Joely Richardson e Arnold Schwarzenegger
Joely Richardson e Arnold Schwarzenegger

Come credi che aver lavorato su Contagious abbia influenzato i tuoi metodi di lavoro per gli spot pubblicitari che hai girato dopo il film? Stai lavorando a un secondo lungometraggio?

Henry Hobson: Ciò che è eccitante degli spot pubblicitari è raccontare una storia in un tempo breve, nel giro di pochi secondi, e questo ha ripercussioni anche sulla produzione, perché puoi e devi girare in pochi giorni. Contagious mi ha insegnato ad essere veloce, a fidarmi delle mie idee, a non pensare troppo e una volta tornato a girare spot pubblicitari questo mi ha molto aiutato; inoltre mi sono familiarizzato molto di più con la macchina da presa. Girare un film sicuramente è un grande allenamento. Certo, anche le pubblicità sono molto eccitanti: un giorno giri uno spot ambientato negli anni della Seconda Guerra Mondiale, pochi giorni dopo ti ritrovi a girare in una astronave. Girare un lungometraggio però ti fa vivere in una storia più lunga per un tempo più lungo, e ti dà una serie di abilità, di skills, che magari ti porti dietro dal mondo della pubblicità ma che sul set di un film affini e che quando torni a girare spot ti agevolano il lavoro. Contagious – Epidemia mortale è stata un’impresa impegnativa e abbastanza folle, avevamo poco budget e molte limitazioni. Dopo aver fatto quel film ho girato una serie di nuovi spot cercando di costruire nuovi mondi, di iniziare a sperimentare lì delle nuove storie, su diversi argomenti, che potrei raccontare.
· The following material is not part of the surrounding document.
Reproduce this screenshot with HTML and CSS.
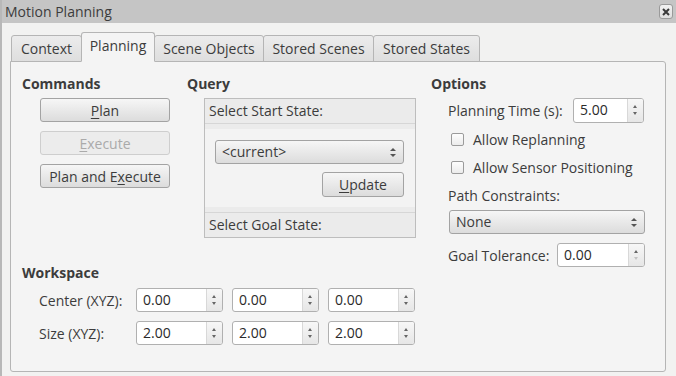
FILE: index.html
```html
<!DOCTYPE html>
<html lang="en">
<head>
    <meta charset="UTF-8">
    <meta name="viewport" content="width=device-width, initial-scale=1.0">
    <title>Motion Planning</title>
    <link rel="stylesheet" href="styles.css">
</head>
<body>
    <div class="window">
        <div class="titlebar">
            <span class="title">Motion Planning</span>
            <span class="close-btn">
                <svg width="8" height="8" viewBox="0 0 8 8"><path d="M1 1 L7 7 M7 1 L1 7" stroke="#3a3a3a" stroke-width="2"/></svg>
            </span>
        </div>

        <div class="content">
            <div class="tabs">
                <div class="tab tab-context">Context</div>
                <div class="tab tab-planning active">Planning</div>
                <div class="tab tab-objects">Scene Objects</div>
                <div class="tab tab-scenes">Stored Scenes</div>
                <div class="tab tab-states">Stored States</div>
            </div>

            <div class="pane">
                <!-- Commands -->
                <div class="commands">
                    <h2 class="group-title">Commands</h2>
                    <button class="btn cmd-btn"><u>P</u>lan</button>
                    <button class="btn cmd-btn" disabled><u>E</u>xecute</button>
                    <button class="btn cmd-btn">Plan and E<u>x</u>ecute</button>
                </div>

                <!-- Query -->
                <div class="query">
                    <h2 class="group-title">Query</h2>
                    <div class="toolbox">
                        <div class="toolbox-head">Select Start State:</div>
                        <div class="toolbox-page">
                            <div class="combo">&lt;current&gt;</div>
                            <div class="update-row">
                                <button class="btn update-btn"><u>U</u>pdate</button>
                            </div>
                        </div>
                        <div class="toolbox-head last">Select Goal State:</div>
                    </div>
                </div>

                <!-- Options -->
                <div class="options">
                    <h2 class="group-title">Options</h2>
                    <div class="opt-row time-row">
                        <span class="label">Planning Time (s):</span>
                        <div class="spin spin-time"><span class="spin-text">5.00</span><span class="spin-arrows"></span></div>
                    </div>
                    <label class="check-row first"><span class="checkbox"></span>Allow Replanning</label>
                    <label class="check-row"><span class="checkbox"></span>Allow Sensor Positioning</label>
                    <div class="opt-row label-row"><span class="label">Path Constraints:</span></div>
                    <div class="combo combo-wide">None</div>
                    <div class="opt-row goal-row">
                        <span class="label">Goal Tolerance:</span>
                        <div class="spin spin-goal"><span class="spin-text">0.00</span><span class="spin-arrows at-min"></span></div>
                    </div>
                </div>

                <!-- Workspace -->
                <div class="workspace">
                    <h2 class="group-title">Workspace</h2>
                    <div class="ws-row first">
                        <span class="ws-label">Center (XYZ):</span>
                        <div class="spin"><span class="spin-text">0.00</span><span class="spin-arrows"></span></div>
                        <div class="spin"><span class="spin-text">0.00</span><span class="spin-arrows"></span></div>
                        <div class="spin"><span class="spin-text">0.00</span><span class="spin-arrows"></span></div>
                    </div>
                    <div class="ws-row">
                        <span class="ws-label">Size (XYZ):</span>
                        <div class="spin"><span class="spin-text">2.00</span><span class="spin-arrows"></span></div>
                        <div class="spin"><span class="spin-text">2.00</span><span class="spin-arrows"></span></div>
                        <div class="spin"><span class="spin-text">2.00</span><span class="spin-arrows"></span></div>
                    </div>
                </div>
            </div>
        </div>
    </div>
</body>
</html>
```

FILE: styles.css
```css
body {
    margin: 0;
    padding: 0;
    font-family: 'Open Sans', 'DejaVu Sans', sans-serif;
    font-size: 14px;
    color: #3c3c3c;
    background: #f2f2f1;
}

.window {
    width: 676px;
    height: 376px;
    box-sizing: border-box;
    border-left: 2px solid #b8b8b8;
    overflow: hidden;
}

/* Title bar */
.titlebar {
    height: 23px;
    background: #c5c5c5;
    display: flex;
    align-items: center;
    justify-content: space-between;
    padding: 0 3px 0 3px;
}

.title {
    font-size: 14px;
}

.close-btn {
    width: 12px;
    height: 13px;
    border: 1px solid #9a9a9a;
    border-radius: 3px;
    background: linear-gradient(#f2f2f2, #dedede);
    display: flex;
    align-items: center;
    justify-content: center;
}

/* Tabs */
.content {
    padding: 9px 0 0 8px;
}

.tabs {
    display: flex;
    align-items: flex-end;
    padding-left: 1px;
    margin-bottom: -1px;
    position: relative;
    z-index: 1;
}

.tab {
    height: 27px;
    box-sizing: border-box;
    border: 1px solid #b5b5b5;
    border-radius: 3px 3px 0 0;
    background: linear-gradient(#ececec, #dedede);
    display: flex;
    align-items: center;
    justify-content: center;
    margin-right: -1px;
}

.tab.active {
    height: 30px;
    background: #f4f4f4;
    border-bottom-color: #f4f4f4;
    padding-bottom: 3px;
    position: relative;
}

.tab-context { width: 71px; }
.tab-planning { width: 74px; }
.tab-objects { width: 110px; }
.tab-scenes { width: 111px; }
.tab-states { width: 107px; }

.pane {
    width: 656px;
    height: 311px;
    box-sizing: border-box;
    border: 1px solid #b5b5b5;
    border-radius: 0 3px 3px 3px;
    background: #f4f4f4;
    display: grid;
    grid-template-columns: 165px 244px 1fr;
    grid-template-rows: auto 1fr;
    padding: 13px 0 0 11px;
}

.group-title {
    font-size: 14px;
    font-weight: bold;
    margin: 0;
    height: 18px;
    line-height: 18px;
}

/* Buttons */
.btn {
    font-family: inherit;
    font-size: 14px;
    color: #3c3c3c;
    border: 1px solid #a3a3a3;
    border-radius: 3px;
    background: linear-gradient(#f6f6f6, #dcdcdc);
    padding: 0;
    box-sizing: border-box;
}

.btn u {
    text-underline-offset: 2px;
}

.btn:disabled {
    color: #aaaaaa;
    border-color: #cecece;
    background: #ececec;
}

.commands {
    grid-column: 1;
    grid-row: 1;
    display: flex;
    flex-direction: column;
    align-items: flex-start;
    gap: 9px;
}

.commands .group-title {
    margin-bottom: -4px;
}

.cmd-btn {
    width: 130px;
    height: 24px;
    margin-left: 18px;
}

/* Query tool box */
.query {
    grid-column: 2;
    grid-row: 1;
}

.toolbox {
    width: 212px;
    box-sizing: border-box;
    margin: 5px 0 0 17px;
    border: 1px solid #bdbdbd;
    background: #ebebeb;
}

.toolbox-head {
    height: 24px;
    line-height: 24px;
    padding-left: 4px;
    border-bottom: 1px solid #d6d6d6;
}

.toolbox-head.last {
    border-bottom: none;
    border-top: 1px solid #d6d6d6;
}

.toolbox-page {
    margin: 5px 0;
    background: #f3f3f3;
    padding: 11px 11px 10px 10px;
}

.combo {
    height: 24px;
    box-sizing: border-box;
    border: 1px solid #a3a3a3;
    border-radius: 3px;
    background: linear-gradient(#f6f6f6, #dcdcdc);
    padding-left: 6px;
    line-height: 22px;
    position: relative;
}

.combo::before,
.combo::after {
    content: "";
    position: absolute;
    right: 7px;
    border-left: 3px solid transparent;
    border-right: 3px solid transparent;
}

.combo::before {
    top: 7px;
    border-bottom: 3px solid #555;
}

.combo::after {
    top: 13px;
    border-top: 3px solid #555;
}

.update-row {
    display: flex;
    justify-content: flex-end;
    margin-top: 8px;
}

.update-btn {
    width: 82px;
    height: 25px;
}

/* Options */
.options {
    grid-column: 3;
    grid-row: 1 / span 2;
    display: flex;
    flex-direction: column;
}

.opt-row {
    display: flex;
    align-items: center;
    padding-left: 17px;
}

.time-row {
    margin-top: 5px;
    height: 25px;
}

.time-row .label {
    width: 125px;
}

.check-row {
    display: flex;
    align-items: center;
    height: 28px;
    padding-left: 20px;
}

.check-row.first {
    margin-top: 2px;
}

.checkbox {
    width: 11px;
    height: 11px;
    border: 1px solid #9b9b9b;
    border-radius: 2px;
    background: linear-gradient(#fdfdfd, #ececec);
    margin-right: 9px;
}

.label-row {
    height: 28px;
}

.combo-wide {
    width: 196px;
    margin: 1px 0 0 18px;
}

.goal-row {
    margin-top: 9px;
    height: 24px;
}

.goal-row .label {
    width: 109px;
}

/* Spin boxes */
.spin {
    width: 87px;
    height: 24px;
    box-sizing: border-box;
    border: 1px solid #b0b0b0;
    border-radius: 3px;
    background: #ffffff;
    display: flex;
    overflow: hidden;
}

.spin-time {
    width: 71px;
    height: 25px;
}

.spin-goal {
    width: 88px;
}

.spin-text {
    flex: 1;
    padding-left: 6px;
    line-height: 22px;
    color: #2a2a2a;
}

.spin-arrows {
    width: 15px;
    border-left: 1px solid #d8d8d8;
    background: linear-gradient(#f7f7f7, #e6e6e6);
    position: relative;
}

.spin-arrows::before,
.spin-arrows::after {
    content: "";
    position: absolute;
    left: 5px;
    border-left: 2.5px solid transparent;
    border-right: 2.5px solid transparent;
}

.spin-arrows::before {
    top: 6px;
    border-bottom: 3px solid #666;
}

.spin-arrows::after {
    top: 13px;
    border-top: 3px solid #666;
}

.spin-arrows.at-min::after {
    border-top-color: #c2c2c2;
}

/* Workspace */
.workspace {
    grid-column: 1 / span 2;
    grid-row: 2;
    margin-top: 26px;
}

.ws-row {
    display: flex;
    align-items: center;
    gap: 9px;
    padding-left: 17px;
    margin-top: 9px;
}

.ws-row.first {
    margin-top: 6px;
}

.ws-label {
    width: 88px;
}
```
Adesso ci sono all’orizzonte un paio di progetti di più ampia durata, ma per il momento non ne possono parlare, sto aspettando l’occasione e la storia giusta.

Stephen King, nell’introduzione del suo romanzo Cell, affermava che l’archetipo dello zombie affonda le sue radici nella Peste Nera del Trecento, ma che ha cambiato il suo significato metaforico di secolo in secolo e che adesso lo zombie può essere collegato sia all’ossessione social per l’apparenza del corpo sia alla spersonalizzazione collettiva provocata dal crescente utilizzo dei cellulari. Nel tuo film l’agonia di Maggie non sembra molto diversa da quella di una giovane malata di cancro, o di un sieropositivo. Di quali concetti e condizioni pensi che il personaggio dello zombie possa essere usato adesso come metafora? Come pensi che cambieranno i film sugli zombie, dopo la pandemia di Coronavirus?
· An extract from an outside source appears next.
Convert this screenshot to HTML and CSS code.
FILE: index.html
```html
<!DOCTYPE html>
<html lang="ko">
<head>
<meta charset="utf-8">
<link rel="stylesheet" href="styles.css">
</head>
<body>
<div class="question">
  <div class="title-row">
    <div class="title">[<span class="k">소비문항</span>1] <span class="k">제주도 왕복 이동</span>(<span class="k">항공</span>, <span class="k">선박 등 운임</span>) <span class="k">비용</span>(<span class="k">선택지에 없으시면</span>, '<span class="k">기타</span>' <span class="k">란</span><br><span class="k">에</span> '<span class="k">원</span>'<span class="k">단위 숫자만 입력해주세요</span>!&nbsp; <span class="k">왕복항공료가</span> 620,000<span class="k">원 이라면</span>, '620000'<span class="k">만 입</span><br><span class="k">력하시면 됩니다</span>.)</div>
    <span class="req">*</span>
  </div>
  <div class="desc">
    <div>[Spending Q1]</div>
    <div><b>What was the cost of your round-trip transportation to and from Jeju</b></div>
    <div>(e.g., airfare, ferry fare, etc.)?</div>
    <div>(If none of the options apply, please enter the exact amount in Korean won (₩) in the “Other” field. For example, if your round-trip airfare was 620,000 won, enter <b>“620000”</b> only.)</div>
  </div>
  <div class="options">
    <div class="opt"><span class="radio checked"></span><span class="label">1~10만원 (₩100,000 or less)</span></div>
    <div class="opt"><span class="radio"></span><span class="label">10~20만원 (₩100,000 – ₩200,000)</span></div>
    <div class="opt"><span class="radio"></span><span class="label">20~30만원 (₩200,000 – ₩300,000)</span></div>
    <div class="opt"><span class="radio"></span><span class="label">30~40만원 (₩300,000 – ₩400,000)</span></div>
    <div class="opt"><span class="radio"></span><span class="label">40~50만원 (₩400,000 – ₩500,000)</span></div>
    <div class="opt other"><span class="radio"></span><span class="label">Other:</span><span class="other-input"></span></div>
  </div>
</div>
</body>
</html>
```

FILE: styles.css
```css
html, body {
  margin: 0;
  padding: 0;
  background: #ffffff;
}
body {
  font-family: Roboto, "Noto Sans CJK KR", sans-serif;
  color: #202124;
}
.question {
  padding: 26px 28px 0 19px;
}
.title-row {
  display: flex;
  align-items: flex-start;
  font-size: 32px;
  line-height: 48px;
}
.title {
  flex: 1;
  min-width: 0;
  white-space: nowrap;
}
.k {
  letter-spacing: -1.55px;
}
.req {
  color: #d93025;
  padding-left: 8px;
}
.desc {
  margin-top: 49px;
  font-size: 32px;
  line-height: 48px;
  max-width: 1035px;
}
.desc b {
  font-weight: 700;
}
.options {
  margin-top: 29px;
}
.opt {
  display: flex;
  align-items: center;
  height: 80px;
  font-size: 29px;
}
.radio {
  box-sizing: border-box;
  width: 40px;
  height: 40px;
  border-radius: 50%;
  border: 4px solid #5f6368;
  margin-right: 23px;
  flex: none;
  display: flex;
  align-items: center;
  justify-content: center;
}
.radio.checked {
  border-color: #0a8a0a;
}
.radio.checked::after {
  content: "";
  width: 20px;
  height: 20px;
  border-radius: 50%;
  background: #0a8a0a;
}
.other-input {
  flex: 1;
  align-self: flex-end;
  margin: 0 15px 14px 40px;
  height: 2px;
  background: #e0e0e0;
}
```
Henry Hobson: Vero: gli zombie possono essere facilmente collegati al cancro, all’AIDS, e anche Contagious riecheggia consapevolmente queste malattie. Con Contagious raccontavamo i meccanismi sociali di una piccola cittadina e come gli abitanti cerchino di fronteggiare la malattia che tramuta le persone in zombie, ma il vero problema è ben al di sopra delle loro possibilità di risoluzione. Nessuno di noi però poteva prevedere il COVID e immaginare che sarebbe stato tanto simile a quello che raccontiamo nel film, con la polizia che porta via gli infetti per metterli in quarantena. Penso che a causa del Coronavirus i film sugli zombie si trovino, per così dire, in una posizione vulnerabile: penso che dopo che il COVID ci ha mostrato che queste cose possono accadere davvero, il pubblico non abbia il desiderio di vedere di nuovo la storia di un virus zombie che arriva nel mondo mietendo vittime. I film e le serie tv sugli zombie scompariranno per un po’, e serviranno delle nuove idee per riportare gli zombie nella cultura di massa.